>>>

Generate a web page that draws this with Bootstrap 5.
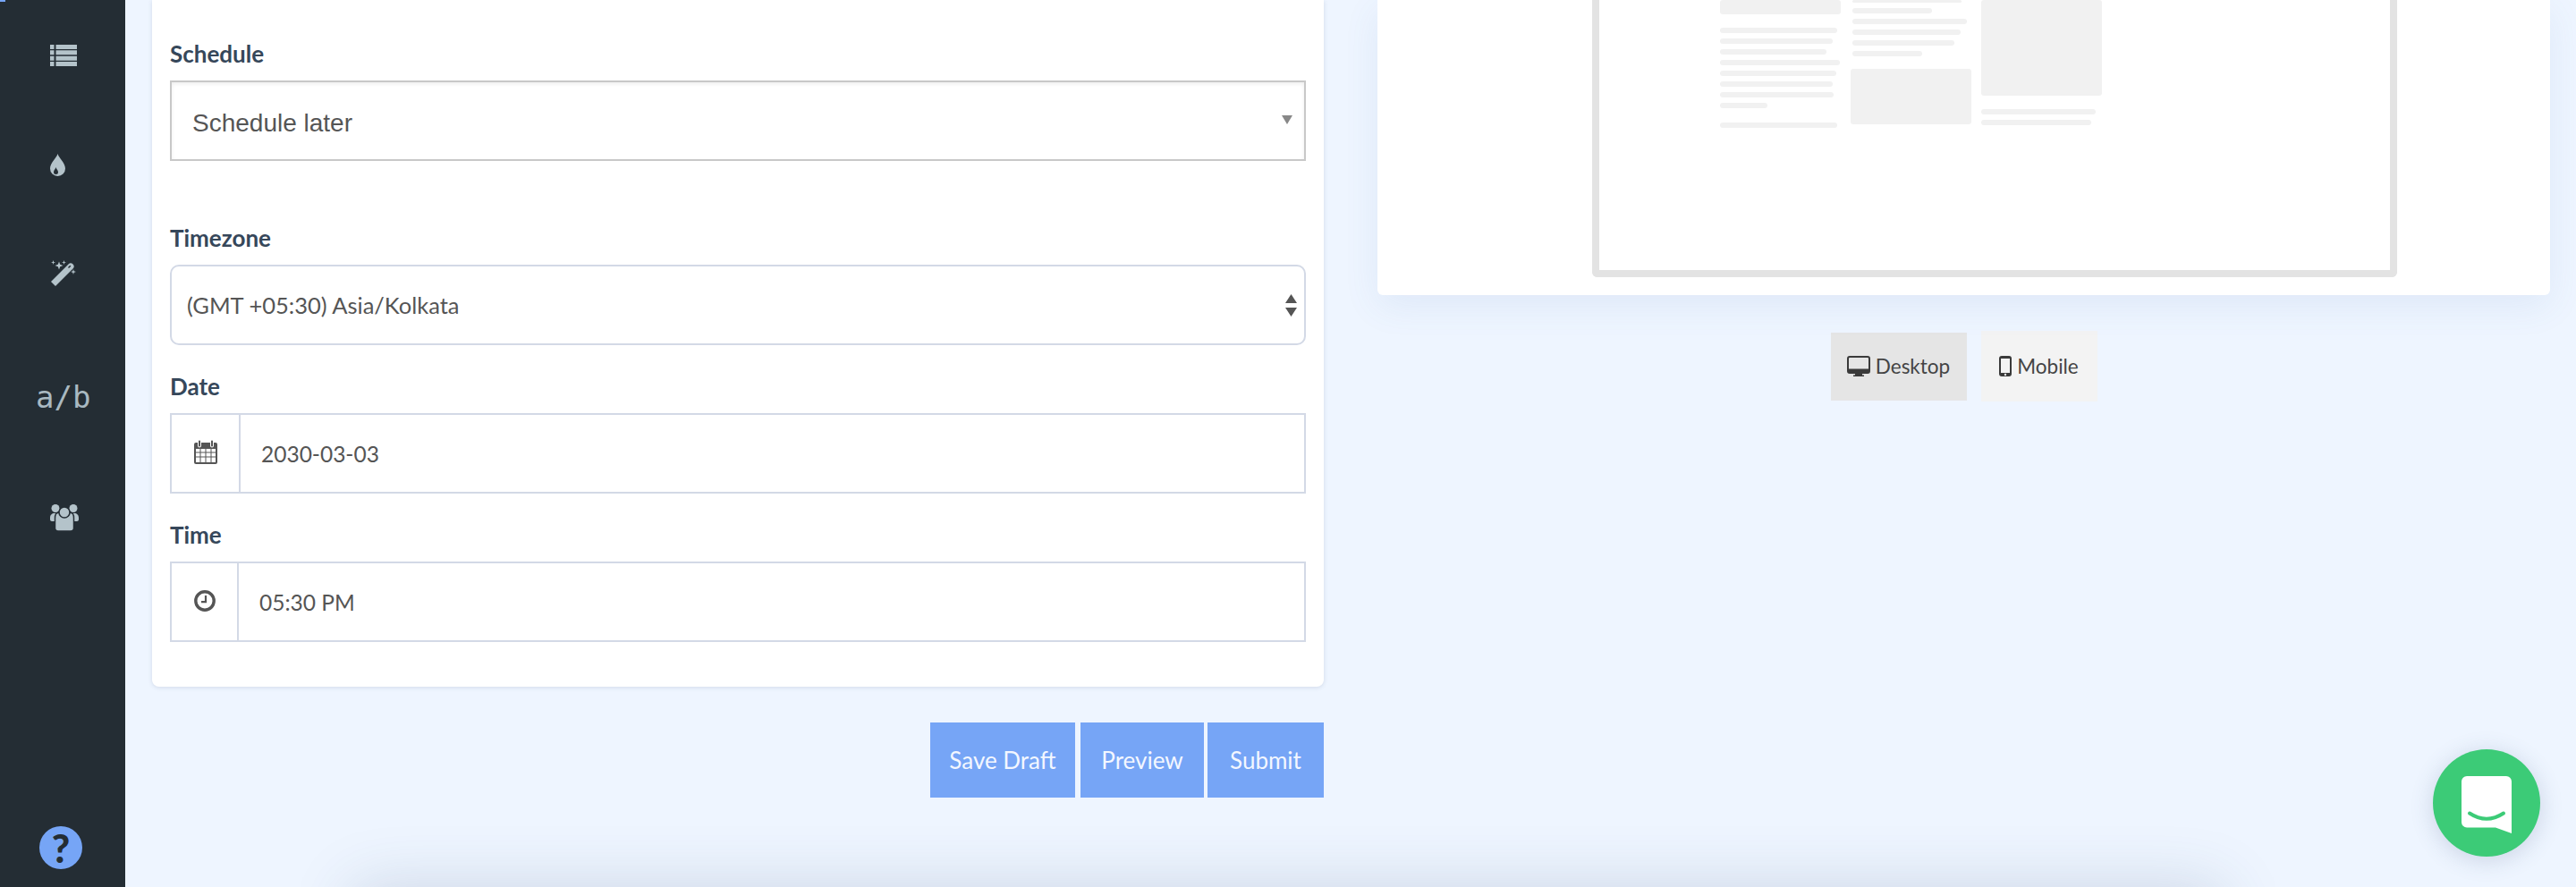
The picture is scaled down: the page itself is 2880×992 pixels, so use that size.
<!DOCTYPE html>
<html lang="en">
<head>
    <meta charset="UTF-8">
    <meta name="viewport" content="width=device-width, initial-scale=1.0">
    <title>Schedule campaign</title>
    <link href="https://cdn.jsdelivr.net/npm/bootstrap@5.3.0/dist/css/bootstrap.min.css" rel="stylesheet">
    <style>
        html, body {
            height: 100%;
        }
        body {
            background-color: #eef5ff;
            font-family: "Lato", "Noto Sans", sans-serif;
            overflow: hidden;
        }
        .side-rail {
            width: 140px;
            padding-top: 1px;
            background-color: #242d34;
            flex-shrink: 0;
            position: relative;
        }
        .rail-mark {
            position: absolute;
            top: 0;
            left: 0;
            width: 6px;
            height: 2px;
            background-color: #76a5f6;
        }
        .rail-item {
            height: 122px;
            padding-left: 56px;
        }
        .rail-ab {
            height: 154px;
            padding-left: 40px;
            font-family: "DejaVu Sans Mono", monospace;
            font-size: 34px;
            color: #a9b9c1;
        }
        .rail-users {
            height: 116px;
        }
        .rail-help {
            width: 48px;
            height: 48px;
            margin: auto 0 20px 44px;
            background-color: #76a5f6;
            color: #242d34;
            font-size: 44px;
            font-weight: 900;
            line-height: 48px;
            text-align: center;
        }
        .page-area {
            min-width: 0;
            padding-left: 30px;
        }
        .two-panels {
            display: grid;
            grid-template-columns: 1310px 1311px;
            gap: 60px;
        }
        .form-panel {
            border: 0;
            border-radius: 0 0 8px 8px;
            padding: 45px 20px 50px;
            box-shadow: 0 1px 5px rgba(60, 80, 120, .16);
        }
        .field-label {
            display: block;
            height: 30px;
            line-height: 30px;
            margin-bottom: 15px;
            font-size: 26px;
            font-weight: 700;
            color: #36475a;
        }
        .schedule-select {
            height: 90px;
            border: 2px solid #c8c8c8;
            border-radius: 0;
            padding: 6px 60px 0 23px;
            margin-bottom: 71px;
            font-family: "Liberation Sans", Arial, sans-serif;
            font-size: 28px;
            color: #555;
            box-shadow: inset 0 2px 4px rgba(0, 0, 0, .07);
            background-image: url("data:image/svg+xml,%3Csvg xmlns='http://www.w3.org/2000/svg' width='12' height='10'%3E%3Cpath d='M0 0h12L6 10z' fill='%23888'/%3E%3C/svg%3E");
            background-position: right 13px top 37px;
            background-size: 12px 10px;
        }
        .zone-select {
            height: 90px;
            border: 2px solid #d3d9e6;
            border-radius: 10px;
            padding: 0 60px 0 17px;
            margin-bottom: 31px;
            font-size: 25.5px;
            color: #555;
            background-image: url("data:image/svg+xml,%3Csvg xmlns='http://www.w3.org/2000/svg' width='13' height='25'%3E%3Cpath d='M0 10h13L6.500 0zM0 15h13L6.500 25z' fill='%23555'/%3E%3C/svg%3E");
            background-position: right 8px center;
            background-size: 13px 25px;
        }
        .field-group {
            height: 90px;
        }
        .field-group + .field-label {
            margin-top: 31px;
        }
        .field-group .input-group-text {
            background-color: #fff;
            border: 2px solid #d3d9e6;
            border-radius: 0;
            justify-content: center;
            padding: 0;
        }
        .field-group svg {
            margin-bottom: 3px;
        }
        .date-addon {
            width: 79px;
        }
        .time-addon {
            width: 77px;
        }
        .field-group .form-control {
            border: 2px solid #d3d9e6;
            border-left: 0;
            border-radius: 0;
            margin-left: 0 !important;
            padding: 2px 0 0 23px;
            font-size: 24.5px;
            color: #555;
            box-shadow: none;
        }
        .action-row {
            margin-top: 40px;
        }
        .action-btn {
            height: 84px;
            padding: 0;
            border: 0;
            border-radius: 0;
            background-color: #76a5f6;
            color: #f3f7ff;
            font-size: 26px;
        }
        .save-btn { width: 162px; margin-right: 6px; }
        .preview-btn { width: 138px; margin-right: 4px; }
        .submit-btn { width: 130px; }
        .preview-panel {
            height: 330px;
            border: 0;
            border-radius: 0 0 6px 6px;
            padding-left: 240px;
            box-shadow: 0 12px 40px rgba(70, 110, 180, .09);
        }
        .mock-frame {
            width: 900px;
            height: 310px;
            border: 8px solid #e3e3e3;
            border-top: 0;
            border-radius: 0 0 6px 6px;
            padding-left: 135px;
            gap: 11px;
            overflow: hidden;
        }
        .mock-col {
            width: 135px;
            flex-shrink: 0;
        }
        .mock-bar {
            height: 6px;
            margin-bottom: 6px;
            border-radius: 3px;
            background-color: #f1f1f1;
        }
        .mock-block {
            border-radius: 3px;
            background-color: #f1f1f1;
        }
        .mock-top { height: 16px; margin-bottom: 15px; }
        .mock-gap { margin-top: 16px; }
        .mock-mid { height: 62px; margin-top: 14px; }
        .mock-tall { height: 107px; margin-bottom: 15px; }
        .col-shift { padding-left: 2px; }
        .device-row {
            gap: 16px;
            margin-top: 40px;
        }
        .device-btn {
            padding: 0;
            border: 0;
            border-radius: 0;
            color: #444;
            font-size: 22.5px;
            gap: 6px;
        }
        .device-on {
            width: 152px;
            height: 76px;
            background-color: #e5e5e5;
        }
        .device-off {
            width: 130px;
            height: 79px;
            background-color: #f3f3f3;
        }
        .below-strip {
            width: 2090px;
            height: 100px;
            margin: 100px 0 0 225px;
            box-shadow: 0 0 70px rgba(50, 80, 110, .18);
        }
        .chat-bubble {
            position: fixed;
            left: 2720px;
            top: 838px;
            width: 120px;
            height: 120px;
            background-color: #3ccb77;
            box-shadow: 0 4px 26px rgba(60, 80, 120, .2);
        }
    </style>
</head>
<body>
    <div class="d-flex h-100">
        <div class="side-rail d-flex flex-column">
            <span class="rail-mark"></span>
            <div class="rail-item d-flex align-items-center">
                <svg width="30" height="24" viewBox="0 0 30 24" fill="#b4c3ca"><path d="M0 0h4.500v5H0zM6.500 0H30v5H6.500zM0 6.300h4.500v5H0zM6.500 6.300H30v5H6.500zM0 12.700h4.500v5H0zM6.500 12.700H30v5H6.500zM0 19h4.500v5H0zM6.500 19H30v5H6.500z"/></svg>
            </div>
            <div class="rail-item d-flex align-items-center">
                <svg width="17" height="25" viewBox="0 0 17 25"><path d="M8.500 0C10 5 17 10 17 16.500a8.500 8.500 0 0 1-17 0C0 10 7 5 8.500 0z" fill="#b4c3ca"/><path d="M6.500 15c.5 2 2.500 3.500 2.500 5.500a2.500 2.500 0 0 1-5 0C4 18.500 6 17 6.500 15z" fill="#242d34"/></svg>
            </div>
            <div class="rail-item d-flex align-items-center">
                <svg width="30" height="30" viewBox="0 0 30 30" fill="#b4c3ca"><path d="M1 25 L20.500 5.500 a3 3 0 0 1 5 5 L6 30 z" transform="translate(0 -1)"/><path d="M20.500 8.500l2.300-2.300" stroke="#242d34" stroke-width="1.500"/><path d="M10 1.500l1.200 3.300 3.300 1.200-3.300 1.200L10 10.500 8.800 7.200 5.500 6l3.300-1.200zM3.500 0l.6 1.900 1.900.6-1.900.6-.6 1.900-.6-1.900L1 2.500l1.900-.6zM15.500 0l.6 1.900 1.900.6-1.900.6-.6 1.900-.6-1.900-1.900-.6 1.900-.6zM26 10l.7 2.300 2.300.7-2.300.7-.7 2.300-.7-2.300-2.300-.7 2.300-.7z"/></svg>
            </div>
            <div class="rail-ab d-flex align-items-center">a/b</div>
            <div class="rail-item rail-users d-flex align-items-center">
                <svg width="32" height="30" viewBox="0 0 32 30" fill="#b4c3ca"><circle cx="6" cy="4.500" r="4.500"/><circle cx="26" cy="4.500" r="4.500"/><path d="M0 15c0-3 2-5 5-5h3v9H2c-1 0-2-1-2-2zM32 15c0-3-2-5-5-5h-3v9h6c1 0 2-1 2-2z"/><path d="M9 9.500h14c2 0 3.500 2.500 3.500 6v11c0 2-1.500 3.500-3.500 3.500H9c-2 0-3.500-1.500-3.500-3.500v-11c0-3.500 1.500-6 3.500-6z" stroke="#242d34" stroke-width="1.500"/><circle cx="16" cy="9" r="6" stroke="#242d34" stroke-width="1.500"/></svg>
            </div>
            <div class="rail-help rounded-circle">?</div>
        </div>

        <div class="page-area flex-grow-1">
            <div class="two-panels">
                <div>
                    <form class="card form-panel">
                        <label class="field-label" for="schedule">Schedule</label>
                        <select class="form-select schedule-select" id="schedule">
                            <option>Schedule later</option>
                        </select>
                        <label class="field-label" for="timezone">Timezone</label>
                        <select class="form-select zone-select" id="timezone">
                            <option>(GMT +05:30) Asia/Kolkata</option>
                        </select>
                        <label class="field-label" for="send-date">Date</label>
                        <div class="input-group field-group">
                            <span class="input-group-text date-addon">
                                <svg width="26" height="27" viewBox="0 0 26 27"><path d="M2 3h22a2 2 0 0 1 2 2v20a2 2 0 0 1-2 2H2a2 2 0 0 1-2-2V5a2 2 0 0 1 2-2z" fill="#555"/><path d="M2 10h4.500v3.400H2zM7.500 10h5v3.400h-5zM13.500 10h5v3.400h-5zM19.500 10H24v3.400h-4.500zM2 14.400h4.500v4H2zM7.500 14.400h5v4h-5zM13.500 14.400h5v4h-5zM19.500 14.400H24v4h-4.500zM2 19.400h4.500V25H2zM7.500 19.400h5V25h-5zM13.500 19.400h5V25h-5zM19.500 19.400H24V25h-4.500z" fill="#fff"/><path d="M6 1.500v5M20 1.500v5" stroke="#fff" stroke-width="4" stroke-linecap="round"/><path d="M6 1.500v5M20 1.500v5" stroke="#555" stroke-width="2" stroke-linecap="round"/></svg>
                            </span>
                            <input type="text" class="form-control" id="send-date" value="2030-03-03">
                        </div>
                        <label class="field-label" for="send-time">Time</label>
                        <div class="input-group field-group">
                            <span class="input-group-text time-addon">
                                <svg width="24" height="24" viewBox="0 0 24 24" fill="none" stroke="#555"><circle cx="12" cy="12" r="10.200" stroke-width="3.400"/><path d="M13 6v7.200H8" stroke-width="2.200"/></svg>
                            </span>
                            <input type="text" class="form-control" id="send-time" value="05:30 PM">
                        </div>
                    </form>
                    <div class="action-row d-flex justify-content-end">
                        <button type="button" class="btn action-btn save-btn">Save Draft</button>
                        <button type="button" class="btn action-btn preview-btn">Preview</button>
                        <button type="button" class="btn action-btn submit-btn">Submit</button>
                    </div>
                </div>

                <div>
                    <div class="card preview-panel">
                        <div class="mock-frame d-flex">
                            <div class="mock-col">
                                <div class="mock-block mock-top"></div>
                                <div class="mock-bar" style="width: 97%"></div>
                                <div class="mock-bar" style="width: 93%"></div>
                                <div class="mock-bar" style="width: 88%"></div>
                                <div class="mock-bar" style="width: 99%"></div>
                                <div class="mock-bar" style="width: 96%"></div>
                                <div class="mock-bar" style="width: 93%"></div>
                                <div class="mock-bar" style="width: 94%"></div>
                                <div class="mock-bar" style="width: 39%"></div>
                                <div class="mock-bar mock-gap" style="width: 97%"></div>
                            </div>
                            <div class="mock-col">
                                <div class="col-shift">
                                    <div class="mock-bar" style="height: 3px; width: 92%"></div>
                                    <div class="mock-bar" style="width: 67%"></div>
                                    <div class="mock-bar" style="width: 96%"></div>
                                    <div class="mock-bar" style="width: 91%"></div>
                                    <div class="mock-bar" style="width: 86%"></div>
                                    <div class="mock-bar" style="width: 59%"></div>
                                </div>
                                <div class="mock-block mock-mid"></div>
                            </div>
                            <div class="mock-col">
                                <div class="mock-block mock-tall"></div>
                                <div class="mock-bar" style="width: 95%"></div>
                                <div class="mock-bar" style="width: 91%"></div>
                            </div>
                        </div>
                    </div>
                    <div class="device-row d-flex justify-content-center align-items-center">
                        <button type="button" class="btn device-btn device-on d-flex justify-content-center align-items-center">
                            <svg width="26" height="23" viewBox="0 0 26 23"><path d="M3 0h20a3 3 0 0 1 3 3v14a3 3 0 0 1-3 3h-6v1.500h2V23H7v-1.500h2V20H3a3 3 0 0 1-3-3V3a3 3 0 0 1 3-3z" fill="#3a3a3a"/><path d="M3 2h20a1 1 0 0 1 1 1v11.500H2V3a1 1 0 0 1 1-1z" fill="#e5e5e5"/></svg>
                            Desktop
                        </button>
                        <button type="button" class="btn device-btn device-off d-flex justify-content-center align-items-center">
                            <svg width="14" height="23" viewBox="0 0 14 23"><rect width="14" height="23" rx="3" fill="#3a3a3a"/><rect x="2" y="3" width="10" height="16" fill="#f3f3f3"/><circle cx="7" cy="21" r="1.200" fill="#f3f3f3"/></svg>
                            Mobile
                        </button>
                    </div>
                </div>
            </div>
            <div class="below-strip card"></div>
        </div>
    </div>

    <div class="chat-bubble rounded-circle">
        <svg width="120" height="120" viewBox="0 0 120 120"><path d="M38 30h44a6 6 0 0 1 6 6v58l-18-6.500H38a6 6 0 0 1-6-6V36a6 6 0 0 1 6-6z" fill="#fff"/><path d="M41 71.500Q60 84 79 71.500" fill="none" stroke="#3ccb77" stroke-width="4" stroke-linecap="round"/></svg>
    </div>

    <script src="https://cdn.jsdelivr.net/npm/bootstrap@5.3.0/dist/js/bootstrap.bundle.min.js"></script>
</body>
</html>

<<<

→ Directive: Select the lines in this material that hold the word "size", leaving none out.

→ Result:
The picture is scaled down: the page itself is 2880×992 pixels, so use that size.
            font-size: 34px;
            font-size: 44px;
            font-size: 26px;
            font-size: 28px;
            background-size: 12px 10px;
            font-size: 25.5px;
            background-size: 13px 25px;
            font-size: 24.5px;
            font-size: 26px;
            font-size: 22.5px;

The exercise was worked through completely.